## COLLECTED DATA:
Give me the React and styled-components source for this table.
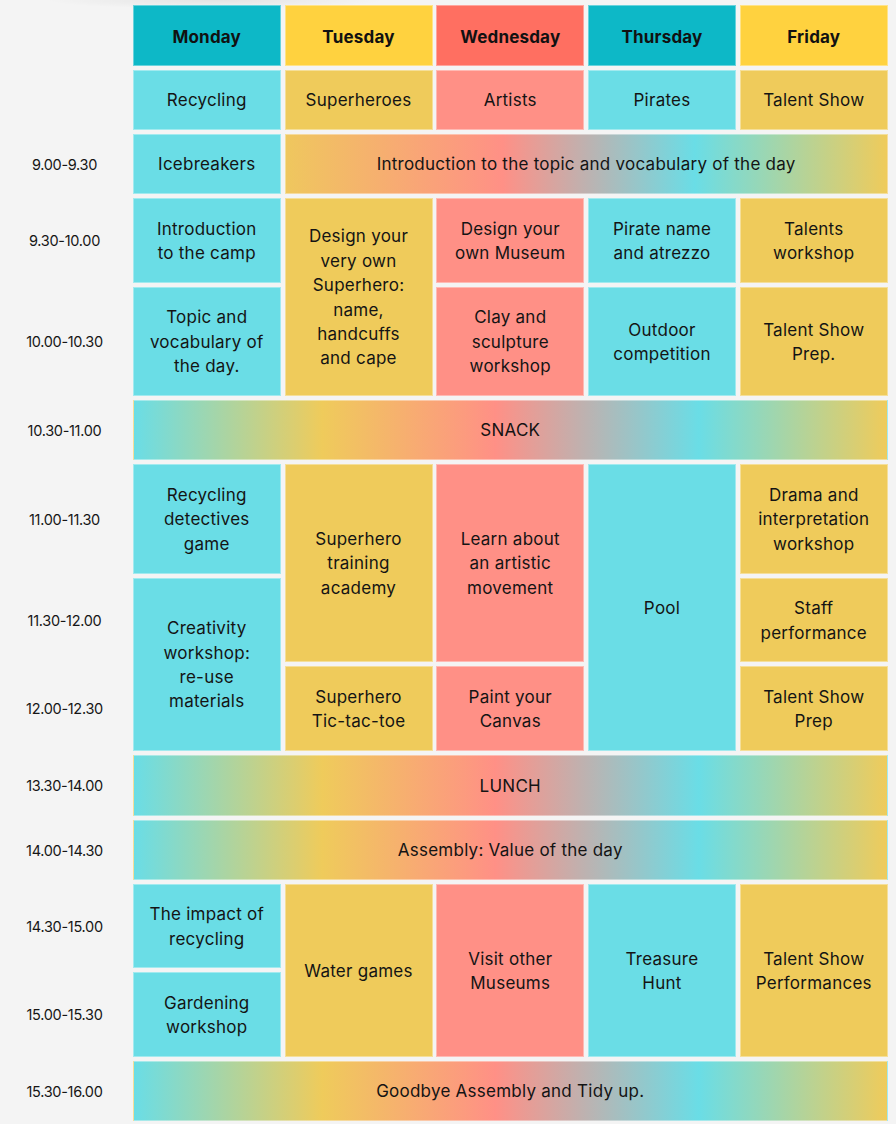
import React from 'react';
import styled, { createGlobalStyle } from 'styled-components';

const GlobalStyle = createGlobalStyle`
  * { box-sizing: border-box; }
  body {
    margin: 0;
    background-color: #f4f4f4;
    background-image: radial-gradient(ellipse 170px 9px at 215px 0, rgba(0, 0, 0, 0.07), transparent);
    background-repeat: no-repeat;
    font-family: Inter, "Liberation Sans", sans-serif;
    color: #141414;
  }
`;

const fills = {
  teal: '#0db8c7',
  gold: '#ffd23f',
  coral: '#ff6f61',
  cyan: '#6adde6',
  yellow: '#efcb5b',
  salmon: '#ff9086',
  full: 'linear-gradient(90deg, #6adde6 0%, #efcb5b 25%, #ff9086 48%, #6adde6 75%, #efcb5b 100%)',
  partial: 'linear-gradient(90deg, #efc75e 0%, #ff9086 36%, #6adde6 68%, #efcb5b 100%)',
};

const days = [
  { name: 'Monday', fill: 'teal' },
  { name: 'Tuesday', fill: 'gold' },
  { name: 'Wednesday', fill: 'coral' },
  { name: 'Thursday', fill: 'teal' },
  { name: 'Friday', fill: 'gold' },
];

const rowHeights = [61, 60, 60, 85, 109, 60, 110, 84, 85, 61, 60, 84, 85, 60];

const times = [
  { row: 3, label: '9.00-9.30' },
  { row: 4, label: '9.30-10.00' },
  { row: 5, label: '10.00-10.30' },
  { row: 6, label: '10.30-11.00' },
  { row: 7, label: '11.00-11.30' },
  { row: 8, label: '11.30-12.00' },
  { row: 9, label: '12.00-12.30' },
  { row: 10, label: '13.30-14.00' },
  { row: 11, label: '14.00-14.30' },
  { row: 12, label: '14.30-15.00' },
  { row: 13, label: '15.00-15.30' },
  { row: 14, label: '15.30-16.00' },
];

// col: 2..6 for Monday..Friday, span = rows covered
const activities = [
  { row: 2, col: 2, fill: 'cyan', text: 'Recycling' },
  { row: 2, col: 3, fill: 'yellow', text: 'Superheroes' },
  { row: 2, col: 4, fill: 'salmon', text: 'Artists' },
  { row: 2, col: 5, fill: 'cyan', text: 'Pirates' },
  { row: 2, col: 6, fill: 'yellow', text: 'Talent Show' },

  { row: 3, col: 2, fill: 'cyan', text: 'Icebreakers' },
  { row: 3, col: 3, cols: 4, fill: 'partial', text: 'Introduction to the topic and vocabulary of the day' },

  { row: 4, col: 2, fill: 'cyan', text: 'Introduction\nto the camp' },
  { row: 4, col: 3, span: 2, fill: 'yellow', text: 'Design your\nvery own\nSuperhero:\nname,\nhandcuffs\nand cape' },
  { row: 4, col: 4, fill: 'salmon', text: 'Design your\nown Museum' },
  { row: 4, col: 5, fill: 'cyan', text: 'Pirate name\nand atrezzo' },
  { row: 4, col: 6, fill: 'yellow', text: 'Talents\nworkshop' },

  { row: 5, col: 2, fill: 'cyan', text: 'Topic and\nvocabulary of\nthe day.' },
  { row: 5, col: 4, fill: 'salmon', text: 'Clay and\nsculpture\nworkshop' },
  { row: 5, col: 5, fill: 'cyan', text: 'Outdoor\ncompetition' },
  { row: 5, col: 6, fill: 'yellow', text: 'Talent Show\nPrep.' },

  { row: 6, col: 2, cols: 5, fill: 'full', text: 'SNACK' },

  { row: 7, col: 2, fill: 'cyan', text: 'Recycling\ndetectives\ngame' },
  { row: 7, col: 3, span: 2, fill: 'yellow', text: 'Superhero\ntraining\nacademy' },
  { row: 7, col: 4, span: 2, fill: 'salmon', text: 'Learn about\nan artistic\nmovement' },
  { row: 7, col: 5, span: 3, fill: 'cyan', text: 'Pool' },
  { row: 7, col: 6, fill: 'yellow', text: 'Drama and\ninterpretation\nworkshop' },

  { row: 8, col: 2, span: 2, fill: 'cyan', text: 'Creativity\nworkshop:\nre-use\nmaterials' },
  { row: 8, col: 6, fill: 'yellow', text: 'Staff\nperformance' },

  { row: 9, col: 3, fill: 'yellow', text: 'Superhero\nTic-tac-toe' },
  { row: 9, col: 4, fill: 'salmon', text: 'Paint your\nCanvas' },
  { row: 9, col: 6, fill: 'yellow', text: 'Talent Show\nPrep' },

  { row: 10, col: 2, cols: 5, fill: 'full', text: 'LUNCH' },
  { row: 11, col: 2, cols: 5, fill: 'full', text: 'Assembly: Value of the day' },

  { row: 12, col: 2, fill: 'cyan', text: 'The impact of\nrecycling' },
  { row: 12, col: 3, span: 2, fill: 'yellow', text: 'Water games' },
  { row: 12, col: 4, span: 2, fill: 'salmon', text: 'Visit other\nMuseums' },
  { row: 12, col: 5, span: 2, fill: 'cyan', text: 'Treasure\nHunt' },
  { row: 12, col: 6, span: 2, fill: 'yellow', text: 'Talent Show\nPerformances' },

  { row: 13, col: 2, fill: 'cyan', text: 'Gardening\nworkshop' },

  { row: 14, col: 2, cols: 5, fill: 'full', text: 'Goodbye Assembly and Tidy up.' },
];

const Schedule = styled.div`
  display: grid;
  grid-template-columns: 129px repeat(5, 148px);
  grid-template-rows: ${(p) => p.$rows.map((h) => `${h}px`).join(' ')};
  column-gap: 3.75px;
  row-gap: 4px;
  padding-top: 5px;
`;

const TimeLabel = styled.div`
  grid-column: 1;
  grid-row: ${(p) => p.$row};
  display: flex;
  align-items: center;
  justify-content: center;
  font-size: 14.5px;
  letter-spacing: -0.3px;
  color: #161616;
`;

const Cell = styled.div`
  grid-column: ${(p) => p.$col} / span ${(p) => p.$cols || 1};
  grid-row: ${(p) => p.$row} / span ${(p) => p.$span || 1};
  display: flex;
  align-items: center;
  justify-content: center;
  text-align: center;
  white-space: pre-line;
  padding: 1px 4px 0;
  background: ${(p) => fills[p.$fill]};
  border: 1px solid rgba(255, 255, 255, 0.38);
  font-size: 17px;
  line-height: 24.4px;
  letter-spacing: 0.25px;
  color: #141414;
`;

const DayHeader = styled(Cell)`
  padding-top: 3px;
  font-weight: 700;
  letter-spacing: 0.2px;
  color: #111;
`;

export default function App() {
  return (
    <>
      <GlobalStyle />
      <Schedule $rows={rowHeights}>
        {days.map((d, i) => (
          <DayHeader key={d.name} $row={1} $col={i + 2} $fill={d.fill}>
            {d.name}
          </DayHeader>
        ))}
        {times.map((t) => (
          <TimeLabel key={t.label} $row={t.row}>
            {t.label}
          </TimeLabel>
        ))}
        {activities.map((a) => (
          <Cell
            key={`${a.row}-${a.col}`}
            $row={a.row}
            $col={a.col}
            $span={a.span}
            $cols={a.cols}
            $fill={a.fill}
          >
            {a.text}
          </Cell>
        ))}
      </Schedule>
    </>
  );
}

## STATED TASK:
Collect, from the material above, every line containing the word "React".

## ANSWER FOR THE TASK:
Give me the React and styled-components source for this table.
import React from 'react';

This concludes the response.